Illustration by Michael Capparelli/Guardian

As the Thurgood Marshall
College
community waits to see
whether the Dimensions of Culture writing sequence will receive a procedural
facelift, D.O.C. Director Abraham Shragge continues to occupy a rather
precarious position.

Following committee report that reviewed curriculum late
last month, and sided with longtime critics who argued that the courses have been
“watered down” in recent years, Shragge must now decide whether to endorse the
committee’s recommendations and advocate the proposed structural changes, or
continue to stubbornly deny that D.O.C. is at a crossroads.
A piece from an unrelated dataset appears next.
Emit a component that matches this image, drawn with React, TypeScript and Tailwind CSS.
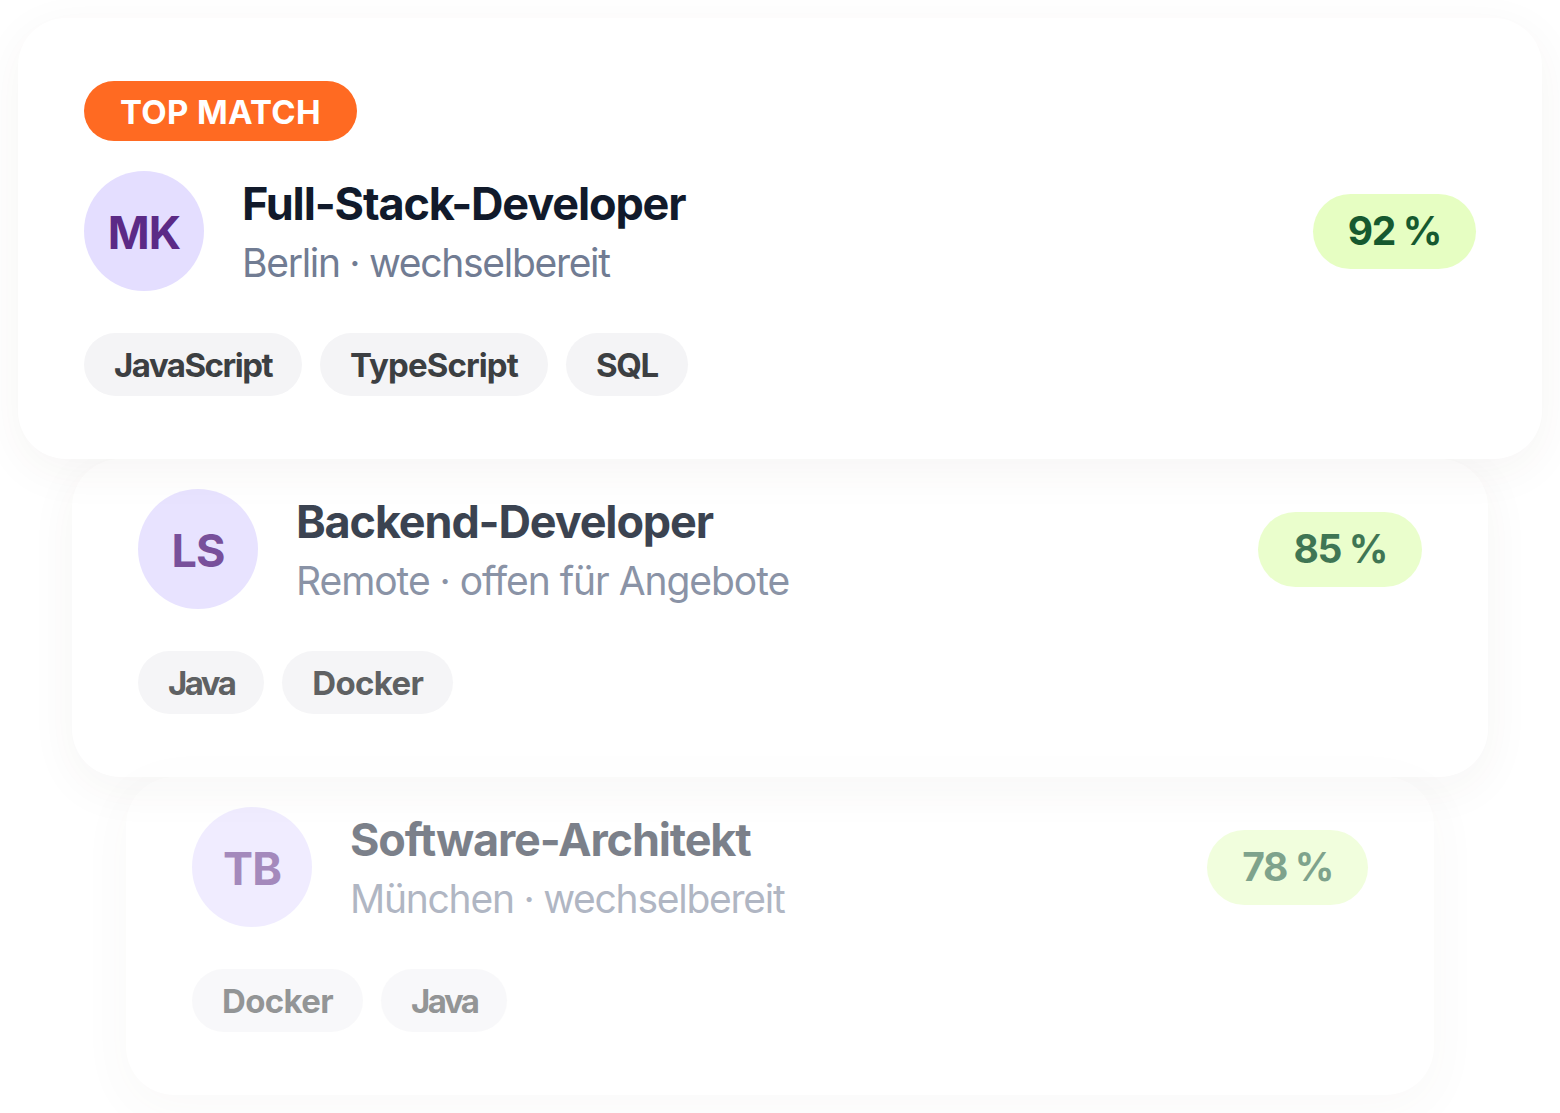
const font = "font-['Inter',sans-serif]";

type Tag = { label: string; track: string };
type Row = {
  initials: string;
  title: string;
  sub: string;
  subTrack: string;
  score: string;
  tags: Tag[];
  wrap: string;
  top?: boolean;
};

const rows: Row[] = [
  {
    initials: "MK",
    title: "Full-Stack-Developer",
    sub: "Berlin · wechselbereit",
    subTrack: "tracking-[-1.3px]",
    score: "92 %",
    tags: [
      { label: "JavaScript", track: "tracking-[-1.5px]" },
      { label: "TypeScript", track: "tracking-[-0.9px]" },
      { label: "SQL", track: "tracking-[-1.3px]" },
    ],
    wrap: "z-30 pt-[63px]",
    top: true,
  },
  {
    initials: "LS",
    title: "Backend-Developer",
    sub: "Remote · offen für Angebote",
    subTrack: "tracking-[-1.05px]",
    score: "85 %",
    tags: [
      { label: "Java", track: "tracking-[-2.55px]" },
      { label: "Docker", track: "tracking-[-0.65px]" },
    ],
    wrap: "z-20 mx-[54px] pt-[30px] opacity-[0.82]",
  },
  {
    initials: "TB",
    title: "Software-Architekt",
    sub: "München · wechselbereit",
    subTrack: "tracking-[-1.25px]",
    score: "78 %",
    tags: [
      { label: "Docker", track: "tracking-[-0.65px]" },
      { label: "Java", track: "tracking-[-2.55px]" },
    ],
    wrap: "z-10 mx-[108px] pt-[30px] opacity-55",
  },
];

function Card({ r }: { r: Row }) {
  return (
    <div className={`relative rounded-[48px] bg-white px-[66px] pb-[63px] shadow-[0_12px_48px_rgba(80,60,40,0.05)] ${r.wrap}`}>
      {r.top && (
        <div className="mb-[30px] flex h-[60px] w-[273px] items-center justify-center rounded-full bg-[#ff6a22] pt-[3px] text-[33px] font-bold tracking-[0.3px] text-white">
          TOP MATCH
        </div>
      )}
      <div className="flex items-center justify-between">
        <div className="flex items-center gap-[38px]">
          <div className="flex h-[120px] w-[120px] items-center justify-center rounded-full bg-[#e4deff] pt-[3px] text-[45px] font-bold tracking-[-1px] text-[#5b2a86]">
            {r.initials}
          </div>
          <div className="h-[120px] pt-[3px]">
            <div className="text-[45px] leading-[59px] font-bold tracking-[-1.15px] text-[#111a2b]">{r.title}</div>
            <div className={`text-[39px] leading-[59px] text-[#717c93] ${r.subTrack}`}>{r.sub}</div>
          </div>
        </div>
        <div className="flex h-[75px] items-center rounded-full bg-[#e6fec2] px-[35px] pt-[1px] text-[39px] font-bold tracking-[-1.4px] text-[#16592f]">
          {r.score}
        </div>
      </div>
      <div className="mt-[42px] flex gap-[18px]">
        {r.tags.map((t) => (
          <div key={t.label} className={`flex h-[63px] items-center rounded-full bg-[#f4f4f6] pt-[3px] pr-[30px] pl-[30px] text-[33px] font-bold text-[#3c3f42] ${t.track}`}>
            {t.label}
          </div>
        ))}
      </div>
    </div>
  );
}

export default function App() {
  return (
    <div className={`flex min-h-[1113px] flex-col overflow-hidden bg-white px-[18px] pt-[18px] ${font}`}>
      {rows.map((r) => (
        <Card key={r.title} r={r} />
      ))}
    </div>
  );
}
While this board is hoping for the former, it is resigned to
anticipate the latter.

Shragge, who has shown little responsiveness to criticisms
of the program over the past year, seems unreasonably resistant to any major
structural or curricular changes. He demonstrated this by not rehiring teaching
assistants Benjamin Balthaser and Scott Boehm last year, despite the pair’s
high student evaluations and obvious commitment to the sequence’s core
ideology.

He demonstrated this by repeatedly denying that the program
had strayed from the ideals that inspired its 1990 inception, though many professors
and students — purported to be the heart and soul of the D.O.C. program — did
not agree.

And finally, he demonstrated this reluctance by not
immediately committing to follow through on the report’s recommendations,
saying only that he was planning discussions with community members to examine
their options in choosing the course’s future.

While the decision will thankfully fall to a steering
committee and not Shragge himself, his actions over the next few months will
directly affect the college’s cohesion and the message that the program is
trying to disseminate to students.

History professor and review committee member David
Gutierrez was correct when he said that D.O.C. needs more than just a
commitment of material resources, such as enhanced training for TAs and hiring
of ladder-rank faculty members.

In order for D.O.C. to change, it needs an ideological
commitment from its leaders and not empty lip service.

Given his record so far, it’s hard to visualize Shragge
changing his tune and actually granting the report’s findings the weight they
deserve. However, in the interest of Marshall
students, one can only hope that the advisory board’s members will be treated
as informed observers and not tokenistic figureheads.